Exercise instructions ▸ Track down the lines that contain "with" and copy them.

Rows ▸
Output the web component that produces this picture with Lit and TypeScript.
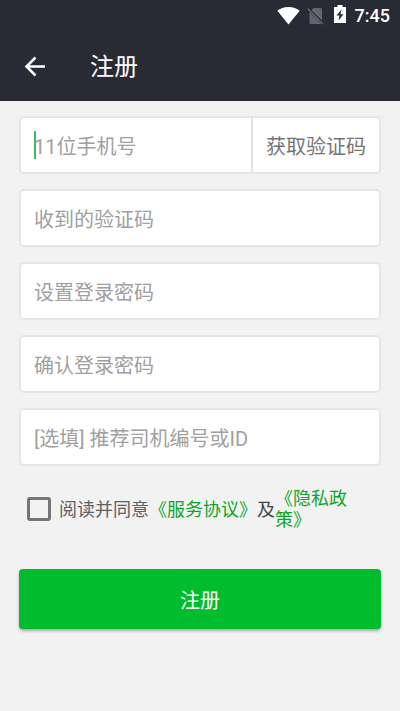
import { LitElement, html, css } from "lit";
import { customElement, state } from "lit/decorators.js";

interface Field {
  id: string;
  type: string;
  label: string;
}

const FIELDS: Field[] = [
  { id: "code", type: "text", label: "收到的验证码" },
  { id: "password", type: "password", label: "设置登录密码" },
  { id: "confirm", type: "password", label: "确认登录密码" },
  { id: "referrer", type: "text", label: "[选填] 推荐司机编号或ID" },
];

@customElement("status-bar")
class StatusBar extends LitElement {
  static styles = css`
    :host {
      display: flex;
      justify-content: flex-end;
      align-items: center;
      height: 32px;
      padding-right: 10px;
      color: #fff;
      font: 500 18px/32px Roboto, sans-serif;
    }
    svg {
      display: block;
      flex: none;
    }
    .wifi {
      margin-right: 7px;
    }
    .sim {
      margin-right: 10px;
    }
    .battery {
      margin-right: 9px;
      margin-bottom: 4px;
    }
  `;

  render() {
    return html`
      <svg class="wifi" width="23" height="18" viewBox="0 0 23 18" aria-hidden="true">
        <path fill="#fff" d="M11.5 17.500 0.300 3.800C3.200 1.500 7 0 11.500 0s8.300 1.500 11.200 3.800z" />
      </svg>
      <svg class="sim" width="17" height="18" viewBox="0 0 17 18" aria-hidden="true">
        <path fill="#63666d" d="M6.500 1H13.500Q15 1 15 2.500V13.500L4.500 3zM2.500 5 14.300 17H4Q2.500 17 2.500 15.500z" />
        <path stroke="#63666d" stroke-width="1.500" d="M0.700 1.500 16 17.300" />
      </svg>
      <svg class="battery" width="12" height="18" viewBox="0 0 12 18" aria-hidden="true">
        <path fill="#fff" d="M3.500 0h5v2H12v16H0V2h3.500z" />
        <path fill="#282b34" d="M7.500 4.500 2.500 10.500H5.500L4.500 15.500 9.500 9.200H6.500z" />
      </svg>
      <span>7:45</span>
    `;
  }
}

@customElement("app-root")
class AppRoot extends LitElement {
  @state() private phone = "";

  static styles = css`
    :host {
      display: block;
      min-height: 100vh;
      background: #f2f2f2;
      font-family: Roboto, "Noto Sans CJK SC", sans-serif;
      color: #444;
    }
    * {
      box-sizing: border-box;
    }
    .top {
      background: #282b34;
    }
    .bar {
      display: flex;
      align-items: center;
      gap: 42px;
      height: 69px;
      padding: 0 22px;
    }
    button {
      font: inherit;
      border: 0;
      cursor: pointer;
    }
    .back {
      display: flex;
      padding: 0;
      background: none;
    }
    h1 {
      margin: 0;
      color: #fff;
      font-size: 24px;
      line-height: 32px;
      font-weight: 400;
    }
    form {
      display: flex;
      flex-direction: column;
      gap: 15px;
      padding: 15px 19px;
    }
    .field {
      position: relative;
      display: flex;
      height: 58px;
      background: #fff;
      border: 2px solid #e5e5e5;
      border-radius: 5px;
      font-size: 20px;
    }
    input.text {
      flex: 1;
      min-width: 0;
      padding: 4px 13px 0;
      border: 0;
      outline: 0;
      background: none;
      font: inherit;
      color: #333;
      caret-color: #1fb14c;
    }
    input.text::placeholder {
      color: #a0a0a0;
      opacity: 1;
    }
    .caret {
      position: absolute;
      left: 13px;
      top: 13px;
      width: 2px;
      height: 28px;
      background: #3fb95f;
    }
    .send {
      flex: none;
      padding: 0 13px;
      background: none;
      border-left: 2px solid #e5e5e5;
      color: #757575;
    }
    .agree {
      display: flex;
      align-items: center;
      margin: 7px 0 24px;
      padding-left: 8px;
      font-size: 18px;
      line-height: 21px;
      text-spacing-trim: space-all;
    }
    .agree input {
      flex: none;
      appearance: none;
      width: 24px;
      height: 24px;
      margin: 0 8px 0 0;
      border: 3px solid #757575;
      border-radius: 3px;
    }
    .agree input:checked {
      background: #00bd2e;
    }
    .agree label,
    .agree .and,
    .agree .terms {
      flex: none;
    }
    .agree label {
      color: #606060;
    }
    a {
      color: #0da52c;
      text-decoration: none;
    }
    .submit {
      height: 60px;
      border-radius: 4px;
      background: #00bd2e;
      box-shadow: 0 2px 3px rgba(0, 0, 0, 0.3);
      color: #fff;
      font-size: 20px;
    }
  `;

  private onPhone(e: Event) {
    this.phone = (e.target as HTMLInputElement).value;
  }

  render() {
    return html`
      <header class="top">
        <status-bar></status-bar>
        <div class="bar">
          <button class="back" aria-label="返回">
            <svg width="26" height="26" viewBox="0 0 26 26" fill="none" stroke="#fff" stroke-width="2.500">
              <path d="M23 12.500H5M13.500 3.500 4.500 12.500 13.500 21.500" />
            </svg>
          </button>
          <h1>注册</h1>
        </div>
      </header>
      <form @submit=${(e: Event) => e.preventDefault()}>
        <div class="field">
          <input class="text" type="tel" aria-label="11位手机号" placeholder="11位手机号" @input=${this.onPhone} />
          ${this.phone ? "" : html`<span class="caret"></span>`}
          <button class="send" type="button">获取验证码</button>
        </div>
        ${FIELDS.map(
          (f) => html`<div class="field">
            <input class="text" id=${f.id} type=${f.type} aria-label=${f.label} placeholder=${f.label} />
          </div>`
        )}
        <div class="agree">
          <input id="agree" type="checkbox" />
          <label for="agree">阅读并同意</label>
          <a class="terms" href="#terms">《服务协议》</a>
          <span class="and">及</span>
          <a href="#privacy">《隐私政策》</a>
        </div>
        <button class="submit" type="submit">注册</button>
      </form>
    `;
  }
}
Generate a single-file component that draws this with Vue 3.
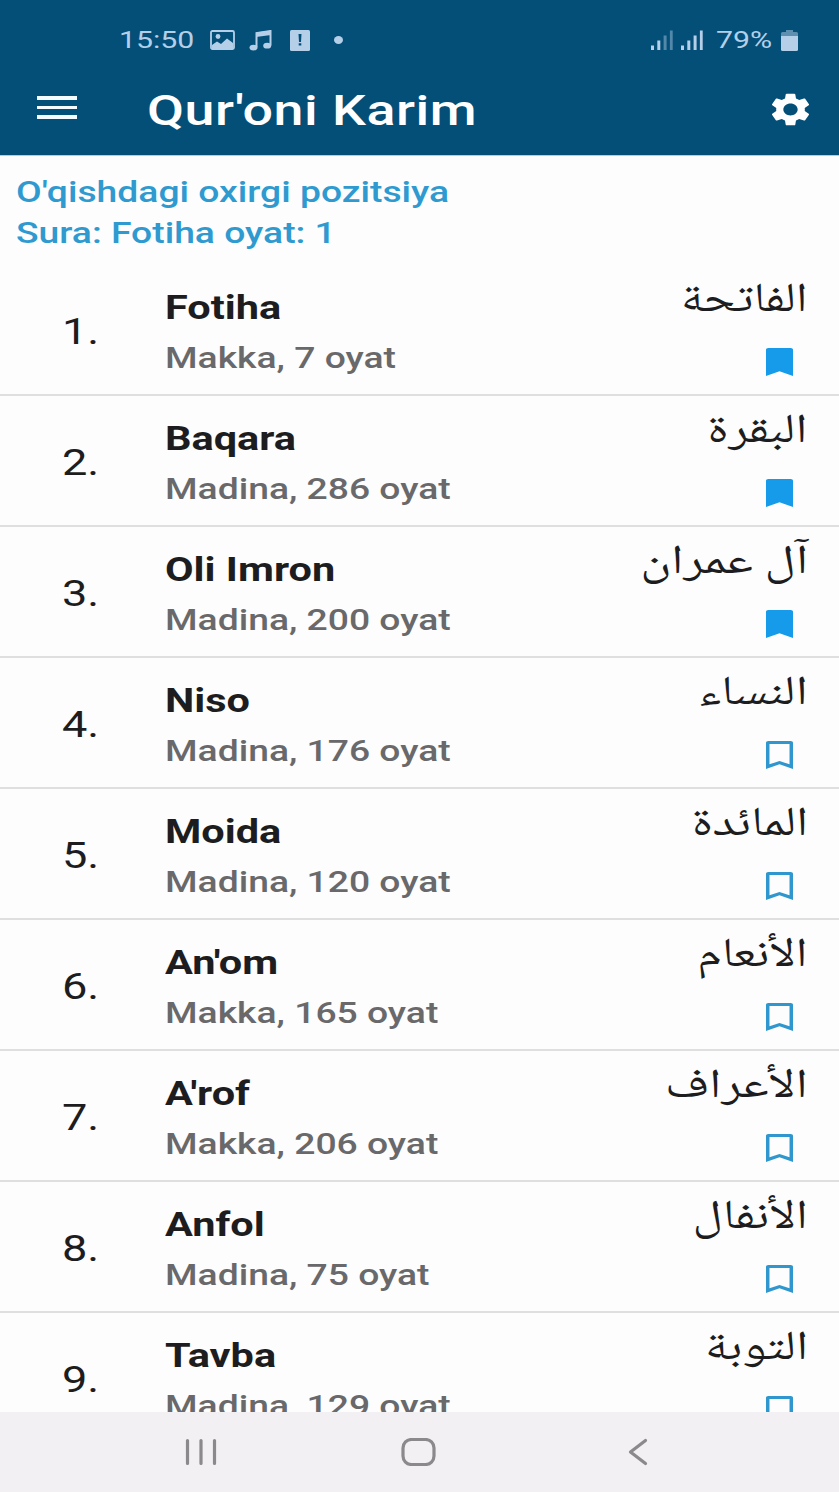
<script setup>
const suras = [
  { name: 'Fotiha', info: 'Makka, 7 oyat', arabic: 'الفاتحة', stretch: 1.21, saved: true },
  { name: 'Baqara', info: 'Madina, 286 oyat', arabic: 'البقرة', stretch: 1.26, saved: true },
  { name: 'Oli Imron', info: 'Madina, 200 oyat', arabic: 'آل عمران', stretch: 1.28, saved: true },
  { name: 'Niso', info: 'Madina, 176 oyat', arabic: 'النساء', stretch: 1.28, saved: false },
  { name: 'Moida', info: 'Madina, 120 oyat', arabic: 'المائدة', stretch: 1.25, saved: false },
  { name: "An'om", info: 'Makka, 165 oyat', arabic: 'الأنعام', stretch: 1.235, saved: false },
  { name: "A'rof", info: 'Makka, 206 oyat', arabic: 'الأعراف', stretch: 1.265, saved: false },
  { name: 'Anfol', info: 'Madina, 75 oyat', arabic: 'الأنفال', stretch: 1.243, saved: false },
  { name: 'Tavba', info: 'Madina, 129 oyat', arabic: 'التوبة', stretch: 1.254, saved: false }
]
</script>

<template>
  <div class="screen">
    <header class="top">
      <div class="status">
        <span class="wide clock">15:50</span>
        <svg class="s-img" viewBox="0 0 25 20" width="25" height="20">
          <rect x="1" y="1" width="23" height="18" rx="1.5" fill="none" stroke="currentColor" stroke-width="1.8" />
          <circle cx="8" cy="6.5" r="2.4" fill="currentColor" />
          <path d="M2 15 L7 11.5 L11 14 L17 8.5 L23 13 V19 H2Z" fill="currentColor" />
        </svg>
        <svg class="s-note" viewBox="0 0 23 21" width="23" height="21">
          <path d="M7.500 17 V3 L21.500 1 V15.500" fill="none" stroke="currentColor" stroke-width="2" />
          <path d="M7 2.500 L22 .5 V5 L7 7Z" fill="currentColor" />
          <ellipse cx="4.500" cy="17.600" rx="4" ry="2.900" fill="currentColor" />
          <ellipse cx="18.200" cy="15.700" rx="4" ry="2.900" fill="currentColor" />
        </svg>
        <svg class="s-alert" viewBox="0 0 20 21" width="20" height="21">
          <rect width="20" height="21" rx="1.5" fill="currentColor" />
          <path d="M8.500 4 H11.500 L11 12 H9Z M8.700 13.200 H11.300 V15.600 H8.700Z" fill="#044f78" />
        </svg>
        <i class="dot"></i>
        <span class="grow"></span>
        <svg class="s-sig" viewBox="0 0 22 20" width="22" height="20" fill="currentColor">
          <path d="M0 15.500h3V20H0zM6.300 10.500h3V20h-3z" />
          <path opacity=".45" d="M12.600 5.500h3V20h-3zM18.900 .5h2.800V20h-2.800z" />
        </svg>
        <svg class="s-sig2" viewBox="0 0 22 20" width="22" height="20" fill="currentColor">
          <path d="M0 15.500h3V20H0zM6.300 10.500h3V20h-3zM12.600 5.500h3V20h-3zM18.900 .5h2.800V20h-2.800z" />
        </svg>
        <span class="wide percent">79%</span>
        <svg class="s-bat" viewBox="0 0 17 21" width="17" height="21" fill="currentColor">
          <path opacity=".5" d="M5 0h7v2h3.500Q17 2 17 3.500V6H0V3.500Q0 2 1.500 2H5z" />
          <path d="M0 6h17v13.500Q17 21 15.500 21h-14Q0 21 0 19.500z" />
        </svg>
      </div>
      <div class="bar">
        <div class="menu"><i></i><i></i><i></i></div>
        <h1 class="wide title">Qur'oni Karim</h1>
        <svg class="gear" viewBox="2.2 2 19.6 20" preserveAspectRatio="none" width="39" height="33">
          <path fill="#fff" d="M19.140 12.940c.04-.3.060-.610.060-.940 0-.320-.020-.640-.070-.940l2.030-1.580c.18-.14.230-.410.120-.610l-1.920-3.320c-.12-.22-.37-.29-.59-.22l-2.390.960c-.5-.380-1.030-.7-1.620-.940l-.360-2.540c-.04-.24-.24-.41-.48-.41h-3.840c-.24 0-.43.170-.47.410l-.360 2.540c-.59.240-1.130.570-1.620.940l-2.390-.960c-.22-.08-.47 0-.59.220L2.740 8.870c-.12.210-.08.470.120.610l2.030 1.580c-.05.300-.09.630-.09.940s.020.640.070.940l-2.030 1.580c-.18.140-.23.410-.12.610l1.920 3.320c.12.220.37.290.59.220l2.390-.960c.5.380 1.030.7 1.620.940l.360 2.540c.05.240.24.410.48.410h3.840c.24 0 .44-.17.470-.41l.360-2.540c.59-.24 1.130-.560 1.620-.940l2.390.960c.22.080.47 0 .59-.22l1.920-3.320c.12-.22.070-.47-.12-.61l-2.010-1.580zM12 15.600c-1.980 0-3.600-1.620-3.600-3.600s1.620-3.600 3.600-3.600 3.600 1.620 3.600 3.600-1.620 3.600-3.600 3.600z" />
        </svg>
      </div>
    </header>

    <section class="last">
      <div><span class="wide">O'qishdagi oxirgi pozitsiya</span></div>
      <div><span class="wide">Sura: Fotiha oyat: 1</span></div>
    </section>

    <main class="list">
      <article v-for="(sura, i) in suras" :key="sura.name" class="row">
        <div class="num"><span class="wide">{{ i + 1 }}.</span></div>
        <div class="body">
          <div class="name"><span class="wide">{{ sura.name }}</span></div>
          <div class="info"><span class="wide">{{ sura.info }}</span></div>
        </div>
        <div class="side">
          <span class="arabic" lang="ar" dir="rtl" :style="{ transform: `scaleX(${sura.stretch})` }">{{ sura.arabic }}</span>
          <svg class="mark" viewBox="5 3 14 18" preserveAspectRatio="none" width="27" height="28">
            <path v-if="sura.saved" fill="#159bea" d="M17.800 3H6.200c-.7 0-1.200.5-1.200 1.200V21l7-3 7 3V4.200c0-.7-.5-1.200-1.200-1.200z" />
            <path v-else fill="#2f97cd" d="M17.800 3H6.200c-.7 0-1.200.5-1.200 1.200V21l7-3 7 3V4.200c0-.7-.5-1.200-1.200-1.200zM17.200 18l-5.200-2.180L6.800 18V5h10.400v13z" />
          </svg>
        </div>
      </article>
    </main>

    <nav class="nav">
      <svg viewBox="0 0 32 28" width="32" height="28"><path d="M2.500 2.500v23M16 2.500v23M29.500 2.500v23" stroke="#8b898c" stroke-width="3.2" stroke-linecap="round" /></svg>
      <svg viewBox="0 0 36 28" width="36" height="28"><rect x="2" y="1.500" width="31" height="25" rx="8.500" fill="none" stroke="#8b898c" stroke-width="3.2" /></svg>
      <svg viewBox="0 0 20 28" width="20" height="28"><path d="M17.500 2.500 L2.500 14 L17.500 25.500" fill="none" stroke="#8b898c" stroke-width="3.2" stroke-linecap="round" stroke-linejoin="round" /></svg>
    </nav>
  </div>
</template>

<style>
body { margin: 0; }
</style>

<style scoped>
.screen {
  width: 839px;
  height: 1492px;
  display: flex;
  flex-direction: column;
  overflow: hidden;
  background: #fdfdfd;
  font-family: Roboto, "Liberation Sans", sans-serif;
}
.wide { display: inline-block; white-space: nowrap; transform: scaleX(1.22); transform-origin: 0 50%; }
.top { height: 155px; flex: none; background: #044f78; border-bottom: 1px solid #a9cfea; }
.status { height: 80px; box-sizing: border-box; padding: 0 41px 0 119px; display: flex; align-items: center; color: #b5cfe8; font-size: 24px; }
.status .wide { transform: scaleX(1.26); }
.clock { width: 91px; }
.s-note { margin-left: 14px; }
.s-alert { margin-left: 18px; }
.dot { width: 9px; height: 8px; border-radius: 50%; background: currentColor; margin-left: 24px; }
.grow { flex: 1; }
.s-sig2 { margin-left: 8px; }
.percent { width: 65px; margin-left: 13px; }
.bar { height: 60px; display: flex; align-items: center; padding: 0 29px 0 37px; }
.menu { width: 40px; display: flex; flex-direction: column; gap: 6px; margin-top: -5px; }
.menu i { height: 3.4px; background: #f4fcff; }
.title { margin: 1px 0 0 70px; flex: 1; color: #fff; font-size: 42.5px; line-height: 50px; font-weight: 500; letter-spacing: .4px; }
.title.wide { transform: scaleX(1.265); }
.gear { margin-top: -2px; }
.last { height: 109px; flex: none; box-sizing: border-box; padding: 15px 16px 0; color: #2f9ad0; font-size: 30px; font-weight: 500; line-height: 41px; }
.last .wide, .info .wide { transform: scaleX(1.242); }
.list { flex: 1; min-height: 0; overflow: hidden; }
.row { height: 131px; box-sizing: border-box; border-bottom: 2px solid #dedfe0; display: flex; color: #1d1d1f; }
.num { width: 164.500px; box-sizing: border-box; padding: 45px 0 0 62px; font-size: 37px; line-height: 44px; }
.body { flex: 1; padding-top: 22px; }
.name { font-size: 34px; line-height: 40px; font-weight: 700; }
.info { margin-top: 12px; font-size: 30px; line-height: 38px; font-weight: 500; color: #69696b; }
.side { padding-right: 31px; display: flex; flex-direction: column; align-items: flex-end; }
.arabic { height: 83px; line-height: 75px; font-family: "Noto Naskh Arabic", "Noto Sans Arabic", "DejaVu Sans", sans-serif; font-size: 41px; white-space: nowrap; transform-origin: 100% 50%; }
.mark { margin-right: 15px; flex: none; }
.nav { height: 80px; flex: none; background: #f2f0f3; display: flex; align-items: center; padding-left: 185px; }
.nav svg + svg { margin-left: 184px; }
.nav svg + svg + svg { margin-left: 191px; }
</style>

Full response ▸
Output the web component that produces this picture with Lit and TypeScript.
Generate a single-file component that draws this with Vue 3.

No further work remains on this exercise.